Each of these stories is a study in how to: a) trend-spot in changing times, b) develop ideas while simultaneously learning from each setback, c) resilience in the face of failure. Three attributes at the core of most business success stories, which are proving pivotal in the current global pivot towards a digital economy 

Ask yourself how does your current talent system treat failure? Is failure in the pursuit of new ideas allowed? If management structures create space for temporary failures in search of future success? The fact that we live in disruptive times, make these questions pertinent. Indeed, as we debate this topic in this book, globalisation, information technology and the shift from physical to digital solutions for everyday problems, are disrupting almost every sphere of business. 

Henry Ford will probably go down as the most consequential disruptor of 20th-century business.

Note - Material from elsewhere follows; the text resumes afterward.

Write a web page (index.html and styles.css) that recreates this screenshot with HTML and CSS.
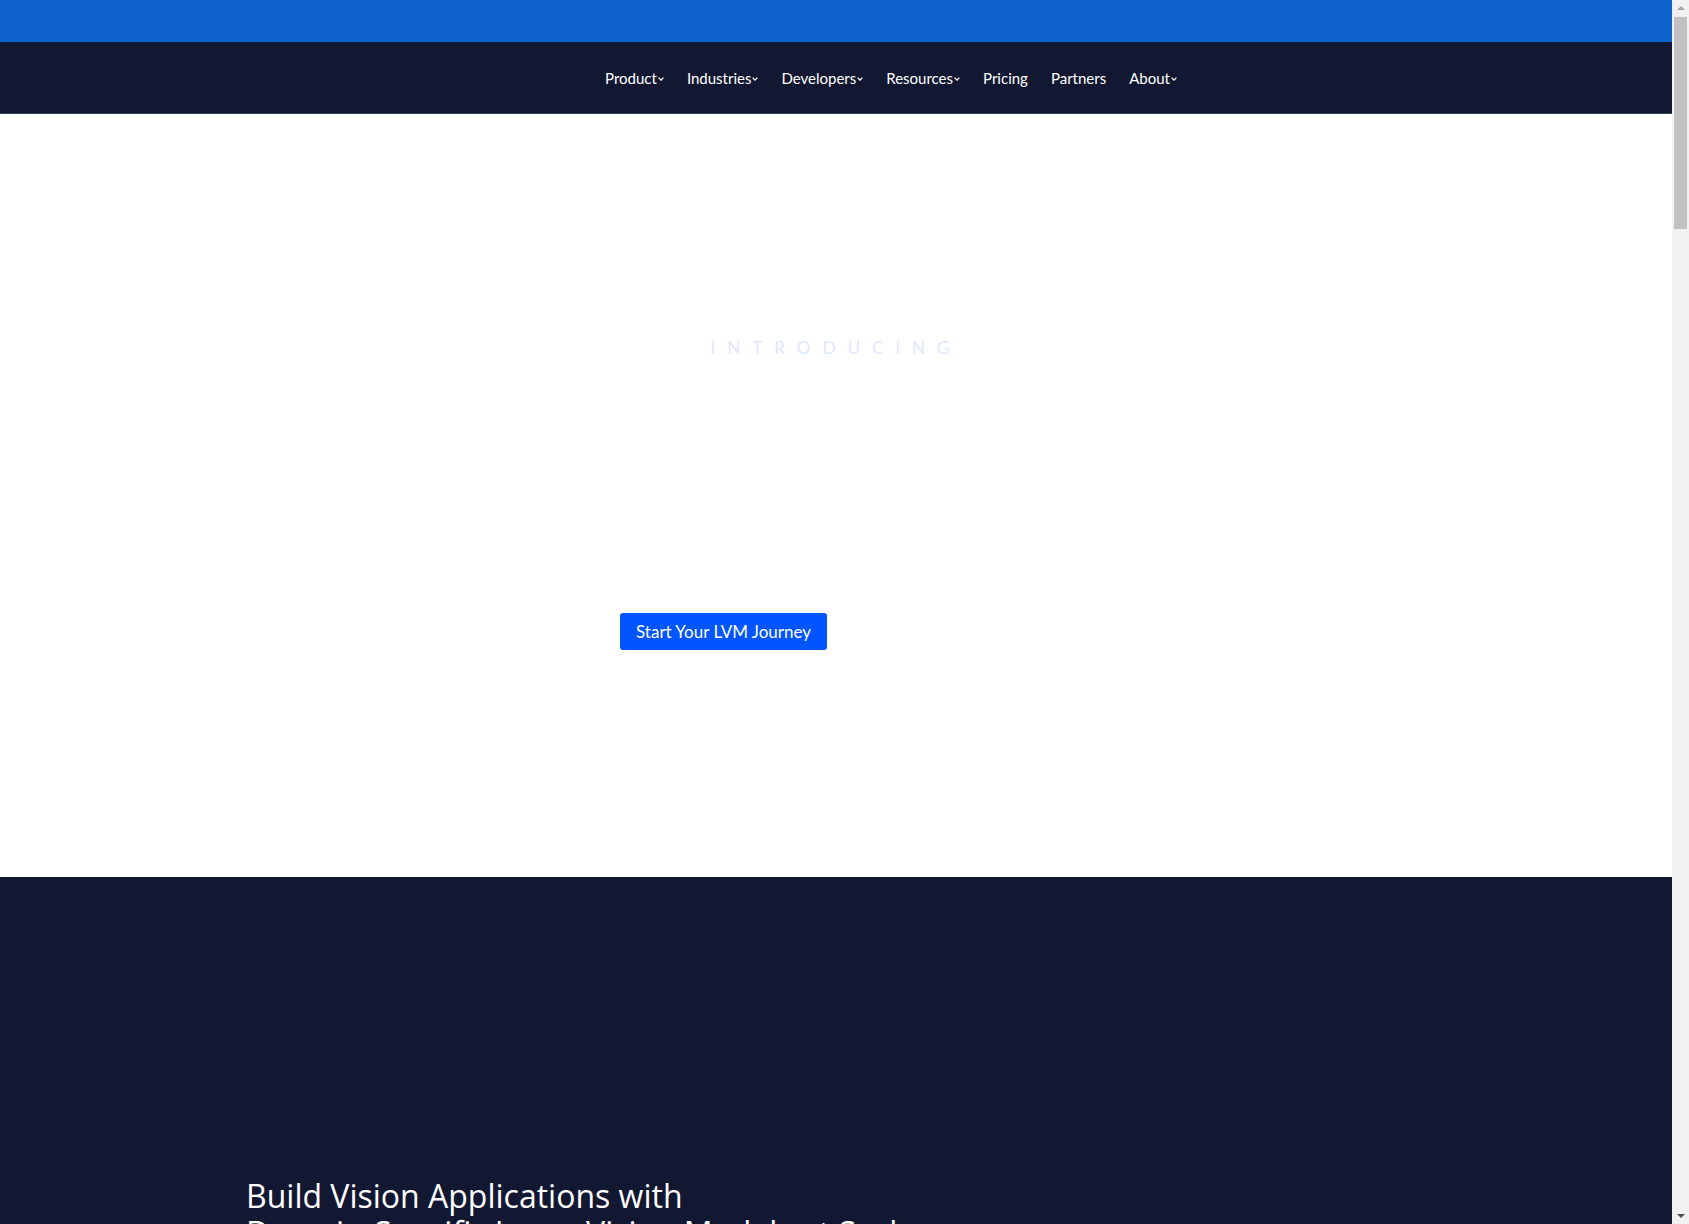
FILE: index.html
```html
<!DOCTYPE html>
<html lang="en">
	<head>
		<meta charset="utf-8" />
		<title>LandingAI</title>
		<link rel="stylesheet" href="styles.css">
	</head>

	<body>
		<div class="page">
			<div class="topbar"></div>

			<header class="nav">
				<ul class="nav-links">
					<li>Product<svg class="caret" viewBox="0 0 6 4"><path d="M0.6 0.6 L3 3.2 L5.4 0.6" /></svg></li>
					<li>Industries<svg class="caret" viewBox="0 0 6 4"><path d="M0.6 0.6 L3 3.2 L5.4 0.6" /></svg></li>
					<li>Developers<svg class="caret" viewBox="0 0 6 4"><path d="M0.6 0.6 L3 3.2 L5.4 0.6" /></svg></li>
					<li>Resources<svg class="caret" viewBox="0 0 6 4"><path d="M0.6 0.6 L3 3.2 L5.4 0.6" /></svg></li>
					<li>Pricing</li>
					<li>Partners</li>
					<li>About<svg class="caret" viewBox="0 0 6 4"><path d="M0.6 0.6 L3 3.2 L5.4 0.6" /></svg></li>
				</ul>
			</header>

			<section class="hero">
				<p class="eyebrow">INTRODUCING</p>
				<div class="container">
					<div class="hero-actions">
						<a class="btn" href="#">Start Your LVM Journey</a>
					</div>
				</div>
			</section>

			<section class="dark">
				<div class="container">
					<h2>Build Vision Applications with<br>Domain-Specific Large Vision Models at Scale</h2>
				</div>
			</section>
		</div>

		<!-- window scrollbar -->
		<div class="scrollbar">
			<div class="sb-btn"><span class="arrow-up"></span></div>
			<div class="sb-thumb"></div>
			<div class="sb-track"></div>
			<div class="sb-btn"><span class="arrow-down"></span></div>
		</div>
	</body>
</html>
```

FILE: styles.css
```css
html, body{
	margin: 0;
	height: 100%;
}

body{
	font-family: Lato, "Open Sans", sans-serif;
	background-color: #ffffff;
	display: flex;
	overflow: hidden;
}

.page{
	flex: 1;
	min-width: 0;
	height: 100vh;
	overflow: hidden;
}

.scrollbar{
	width: 17px;
	height: 100vh;
	background-color: #f1f1f1;
	display: flex;
	flex-direction: column;
}

.sb-btn{
	height: 17px;
	display: flex;
	align-items: center;
	justify-content: center;
}

.arrow-up{
	width: 0;
	height: 0;
	border-left: 4px solid transparent;
	border-right: 4px solid transparent;
	border-bottom: 4px solid #a3a3a3;
	margin-top: -1px;
}

.arrow-down{
	width: 0;
	height: 0;
	border-left: 4px solid transparent;
	border-right: 4px solid transparent;
	border-top: 4px solid #505050;
	margin-top: 1px;
}

.sb-thumb{
	height: 212px;
	margin: 0 2px;
	background-color: #c1c1c1;
}

.sb-track{
	flex: 1;
}

.topbar{
	height: 42px;
	background-color: #0d62cb;
}

.nav{
	height: 71px;
	background-color: #131832;
	border-bottom: 1px solid #33415c;
	display: flex;
	align-items: center;
	justify-content: center;
}

.nav-links{
	list-style: none;
	margin: 0;
	padding: 0 0 0 110px;
	display: flex;
	gap: 23px;
}

.nav-links li{
	color: #ffffff;
	font-size: 15px;
	display: flex;
	align-items: center;
}

.caret{
	width: 6px;
	height: 4px;
	margin-left: 1px;
	margin-top: 3px;
	fill: none;
	stroke: #ffffff;
	stroke-width: 1.2;
}

.container{
	width: 1180px;
	margin: 0 auto;
}

.hero{
	padding-top: 224px;
	padding-bottom: 227px;
}

.eyebrow{
	margin: 0 0 255px 0;
	text-align: center;
	font-size: 17px;
	line-height: 20px;
	letter-spacing: 12px;
	color: #dfe6ff;
}

.hero-actions{
	padding-left: 374px;
}

.btn{
	display: inline-block;
	background-color: #0055ff;
	color: #ffffff;
	font-size: 17px;
	line-height: 21px;
	padding: 8px 16px;
	border-radius: 3px;
	text-decoration: none;
}

.dark{
	background-color: #131832;
	padding-top: 300px;
	min-height: 5700px;
}

.dark h2{
	margin: 0;
	color: #ffffff;
	font-family: "Open Sans", Lato, sans-serif;
	font-weight: normal;
	font-size: 32px;
	line-height: 37px;
}
```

One who started out trying to engineer the future of transportation, but ended up disrupting manufacturing itself. I can't escape the irony that it was Thomas Edison - a man who probably laid claim to the same title in the 19th century - who failed to spot Ford's engineering talent. Ask yourself, if you were CEO, and had a 30-year-old with the potential to be a 21st century Henry Ford, hidden in the bowels of your company, how would you spot her ideas and how would her failures be treated by your talent system today? 

Indeed, the smartest talent today aren't intimidated by failure. By accepting, analysing and acting upon each defeat, they see failure as probably the best receptacle in which to grow real life-lessons.